Consumers want a better appeals system because they fear health quality could be compromised by the medical industry's desire to save money. It is a delicate balance. Employers want to control health insurance spending, so they turn to managed care, which funnels the patients through a gatekeeper system, with the primary-care doctor typically deciding whether someone needs a test or a specialist. Prodded by employers, HMOs are striving to control spending, yet not be so stingy that they enrage their members or the doctors who care for them.

The system has to have some slack, and right now it doesn't have enough to keep people happy. That's why the HMO industry is calling on members to adopt independent review as the last step in the appeals process. If the health plans don't do it voluntarily, Congress might make it compulsory, and add other, more unpalatable provisions, the industry fears.

Meanwhile, customers have to deal with the current complicated system and figure out the best way to have their voices heard.

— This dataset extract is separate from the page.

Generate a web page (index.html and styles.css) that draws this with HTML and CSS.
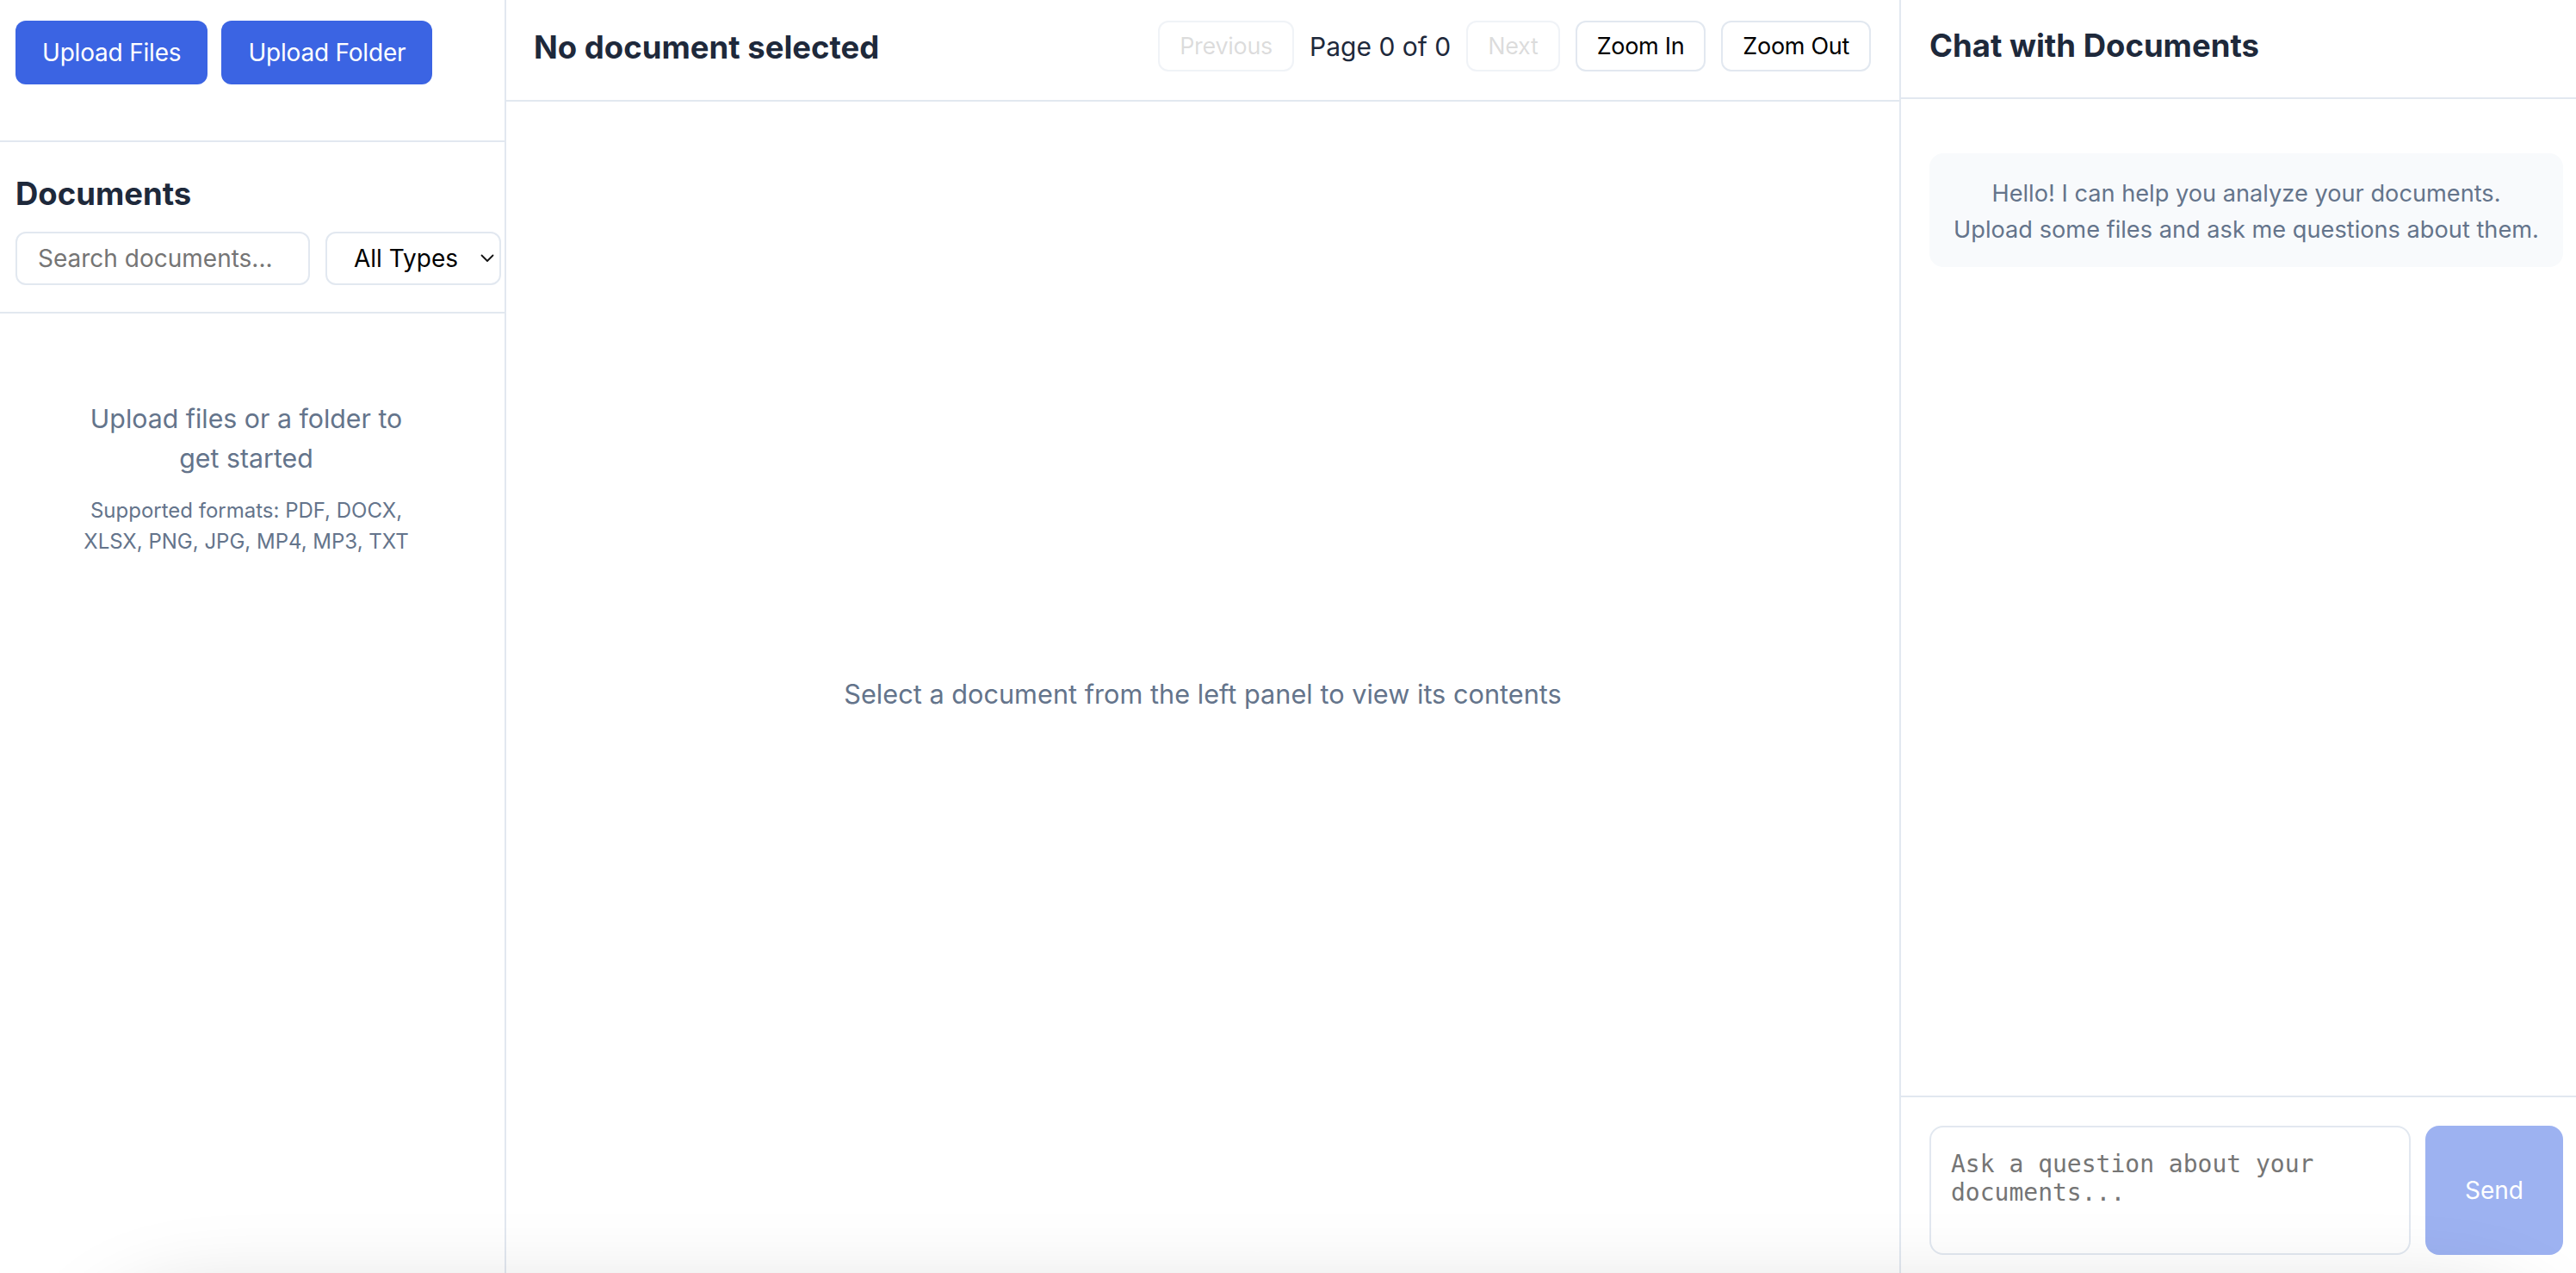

Be pushy, insistent and persistent, says Carol Jimenez, a Los Alamitos attorney specializing in health coverage issues for consumers.

'Sometimes it is mind-boggling, the things they try to deny coverage for,' she said.

Jimenez cites the case of a Southern California woman who collapsed on vacation, suffered a brain aneurysm and was hospitalized for surgery. The HMO said she should be transferred to a hospital in its network for surgery to treat the aneurysm. But the patient's neurosurgeon and her family refused, arguing that they believed she wasn't medically stable. The neurosurgeon operated, and when the woman's condition was stabilized, the family said it was willing to transfer her to the HMO's network hospital. The woman is now recovering, but the HMO said it is not obligated to pay for the surgery because it was not performed at a network hospital.